La percezione è definita come uno dei processi cognitivi della mente umana, in grado di elaborare una serie di informazioni rispetto all’ambiente in cui viviamo. La presa di coscienza della realtà è, infatti, un’azione complessa che parte da stimoli sensoriali come la vista o il tatto, poi rielaborati attraverso i processi intellettivi e psichici dell’atto del percepire.
Così, il cervello può mettere in ordine, in maniera organizzata, informazioni che i nostri sensi sono in grado di fornire solo parzialmente: ad esempio, possiamo percepire la tridimensionalità di un oggetto nonostante l’occhio umano recepisca solo la sua bidimensionalità; possiamo percepire la fonte di un forte odore anche se non la si vede; possiamo percepire emozioni, come tensione o paura, anche se ascoltiamo parole apparentemente rassicuranti. Il tema della percezione visiva, collegato a quello della psicologia della forma della Gestalt, è stato affrontato nella seconda metà del XIX e soprattutto nel XX secolo da artisti come Georges Seurat (1859–1891) o Vasily Kandinsky (1866–1944) che hanno posto al centro della propria pratica l’occhio di chi guarda e le rielaborazioni mentali di ciò che viene osservato. Dalle ricerche e dagli studi scientifici di ottica dell’inizio del XX secolo, approfonditi anche da Marcel Duchamp (1887–1968) quando realizza i dischi rotanti, Rotoreliefs, nascono le premesse della corrente ottico-cinetica. Questo movimento artistico, attivo soprattutto negli anni ‘60 e ‘70, si propone di coinvolgere in maniera totale chi osserva, ponendo la percezione visiva al centro dell’esperienza.
L’Arte Optical arriva in Italia negli anni ‘60, quando a Padova si sviluppa la scuola di psicologia della percezione che rende la città un importante luogo di incontro tra esponenti del mondo dell’arte e psicologi e scienziati. In questo contesto nasce il Gruppo N con Alberto Biasi (n. 1937), Toni Costa (1935–2013) o Marina Apollonio (n. 1940), artista che Peggy Guggenheim sostiene acquistando l’opera Rilievo n. 505, 1968 c. Le opere Optical che realizzano – grazie a figure geometriche e accostamenti particolari di colori e per mezzo di un'impostazione programmata e governata dalla matematica – sono in grando di generare sensazioni di movimento e di instabilità percettiva.

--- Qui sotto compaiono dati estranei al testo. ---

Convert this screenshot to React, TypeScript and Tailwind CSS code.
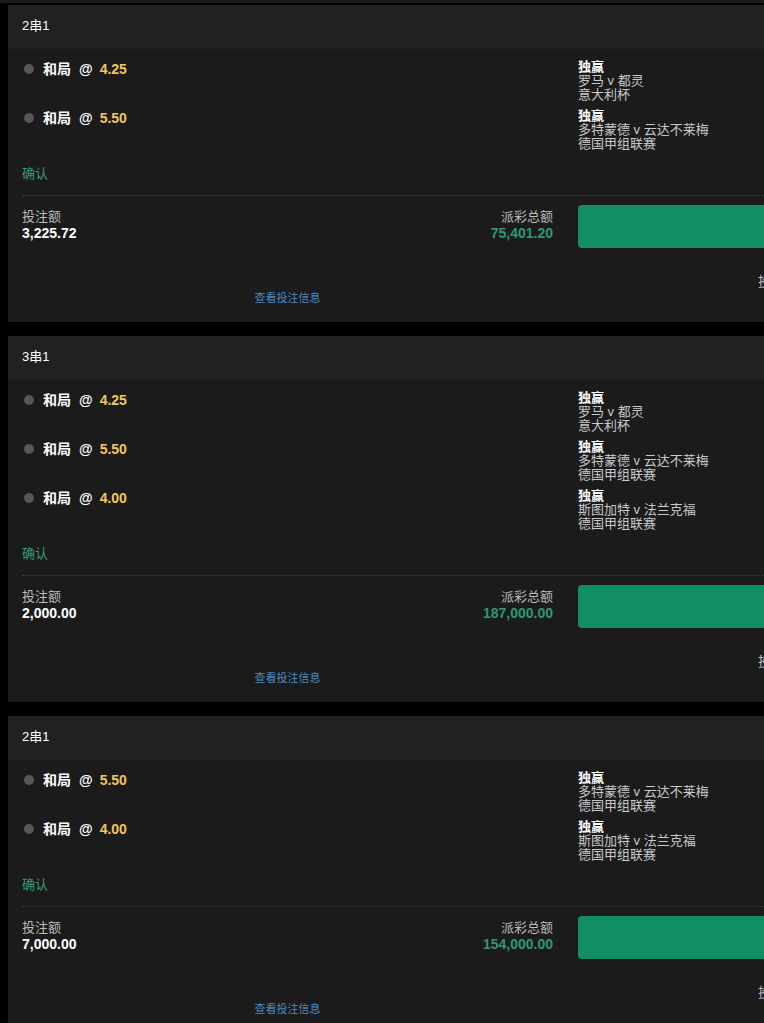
import React from "react";

type Leg = { odds: string; match: string; league: string };
type Bet = { title: string; legs: Leg[]; stake: string; payout: string };

const bets: Bet[] = [
  {
    title: "2串1",
    legs: [
      { odds: "4.25", match: "罗马 v 都灵", league: "意大利杯" },
      { odds: "5.50", match: "多特蒙德 v 云达不莱梅", league: "德国甲组联赛" },
    ],
    stake: "3,225.72",
    payout: "75,401.20",
  },
  {
    title: "3串1",
    legs: [
      { odds: "4.25", match: "罗马 v 都灵", league: "意大利杯" },
      { odds: "5.50", match: "多特蒙德 v 云达不莱梅", league: "德国甲组联赛" },
      { odds: "4.00", match: "斯图加特 v 法兰克福", league: "德国甲组联赛" },
    ],
    stake: "2,000.00",
    payout: "187,000.00",
  },
  {
    title: "2串1",
    legs: [
      { odds: "5.50", match: "多特蒙德 v 云达不莱梅", league: "德国甲组联赛" },
      { odds: "4.00", match: "斯图加特 v 法兰克福", league: "德国甲组联赛" },
    ],
    stake: "7,000.00",
    payout: "154,000.00",
  },
];

const font = {
  fontFamily: '"Liberation Sans", Arial, "Noto Sans CJK SC", sans-serif',
};

const BetCard = ({ bet }: { bet: Bet }) => {
  return (
    <section className="w-[1000px] bg-[#1b1b1b]">
      {/* header */}
      <header className="h-[44px] flex items-center pb-[3px] px-[14px] bg-[#212121] text-[13px] text-white">
        {bet.title}
      </header>

      <div className="px-[14px] pt-[11px]">
        {/* selections */}
        <div className="flex flex-col gap-[7px]">
          {bet.legs.map((leg, i) => (
            <div key={i} className="flex">
              <div className="w-[556px] flex items-center h-[18px] text-[14px] font-bold leading-[18px]">
                <span className="ml-[2px] mr-[9px] w-[10px] h-[10px] rounded-full bg-[#575757]" />
                <span className="text-white">和局</span>
                <span className="text-white ml-[8px]">@</span>
                <span className="text-[#f2c75c] ml-[7px]">{leg.odds}</span>
              </div>
              <div className="flex flex-col text-[13px] leading-[14px]">
                <span className="text-white font-bold">独赢</span>
                <span className="text-[#c9c9c9]">{leg.match}</span>
                <span className="text-[#c9c9c9]">{leg.league}</span>
              </div>
            </div>
          ))}
        </div>

        <div className="mt-[15px] text-[13px] leading-[16px] text-[#3a9c72]">确认</div>

        <div className="mt-[13px] border-t border-dotted border-[#3c3c3c]" />

        {/* stake / payout */}
        <div className="flex">
          <div className="w-[556px] pr-[25px] pt-[13px] flex flex-col">
            <div className="flex justify-between">
              <div className="flex flex-col">
                <span className="text-[13px] leading-[16px] text-[#bdbdbd]">投注额</span>
                <span className="text-[14px] leading-[16px] font-bold text-white">{bet.stake}</span>
              </div>
              <div className="flex flex-col items-end">
                <span className="text-[13px] leading-[16px] text-[#bdbdbd]">派彩总额</span>
                <span className="text-[14px] leading-[16px] font-bold text-[#2f9870]">{bet.payout}</span>
              </div>
            </div>
            <a className="mt-[50px] pb-[17px] self-center text-[11px] leading-[14px] text-[#4a8bc4] cursor-pointer">
              查看投注信息
            </a>
          </div>
          <div className="flex flex-col">
            <button
              type="button"
              className="mt-[9px] w-[300px] h-[43px] rounded-[4px] bg-[#118e62]"
            />
            <span className="mt-[26px] ml-[180px] text-[13px] leading-[16px] text-[#bdbdbd]">
              投注已确认
            </span>
          </div>
        </div>
      </div>
    </section>
  );
};

const App = () => {
  return (
    <div className="w-[764px] h-[1023px] overflow-hidden bg-black" style={font}>
      <div className="h-[3px] bg-[#1b1b1b]" />
      <div className="ml-2 mt-[2px] flex flex-col gap-[14px]">
        {bets.map((bet, i) => (
          <BetCard key={i} bet={bet} />
        ))}
      </div>
    </div>
  );
};

export default App;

Si parla di instabilità percettiva anche in riferimento agli espedienti sinestetici, come quando il futurista Giacomo Balla (1871–1958) usa linee frammentate o intersecate, oppure particolari elementi grafici puramente visivi, capaci di evocare il rumore roboante di un’auto in corsa. La percezione può essere dunque ingannata con le cosiddette illusioni percettive: questo accade quando i dati sensoriali vengono interpretati dalla mente scorrettamente o in maniera sorprendente. Si parla, dunque, di illusioni ottiche quando ad essere fuorviato è l’apparato visivo, ma possiamo ingannare anche l’apparato uditivo con le illusioni acustiche, che si verificano quando alcuni suoni percepiti non vengono elaborati lucidamente dalla mente: ne è un esempio la Scala Shepard, tono che sembrerebbe, ma non è, eternamente ascendente o discendente.
Il termine illusione – derivato dal termine latino illusio che significa errore – viene usato anche per evocare visioni oniriche o rifugi fantastici. Questa concezione pervade la poetica di artisti surrealisti come Salvador Dalí (1904–1989) o René Magritte (1898–1967), nelle cui opere accostamenti inattesi tradiscono la primissima percezione, ingannevole e illusoria, che tutto sia verosimile e “normale”. A un occhio attento, i paesaggi surrealisti risultano fantastici, talvolta allarmanti, tanto da generare nello spettatore un magico istante di sorpresa e stupore che contraddistingue la percezione delle loro opere.
Il percorso “Percezione e illusione” è ispirato alla mostra “Marina Apollonio. Oltre il cerchio” che la Collezione Peggy Guggenheim presenta dal 12 ottobre 2024 al 3 marzo 2025.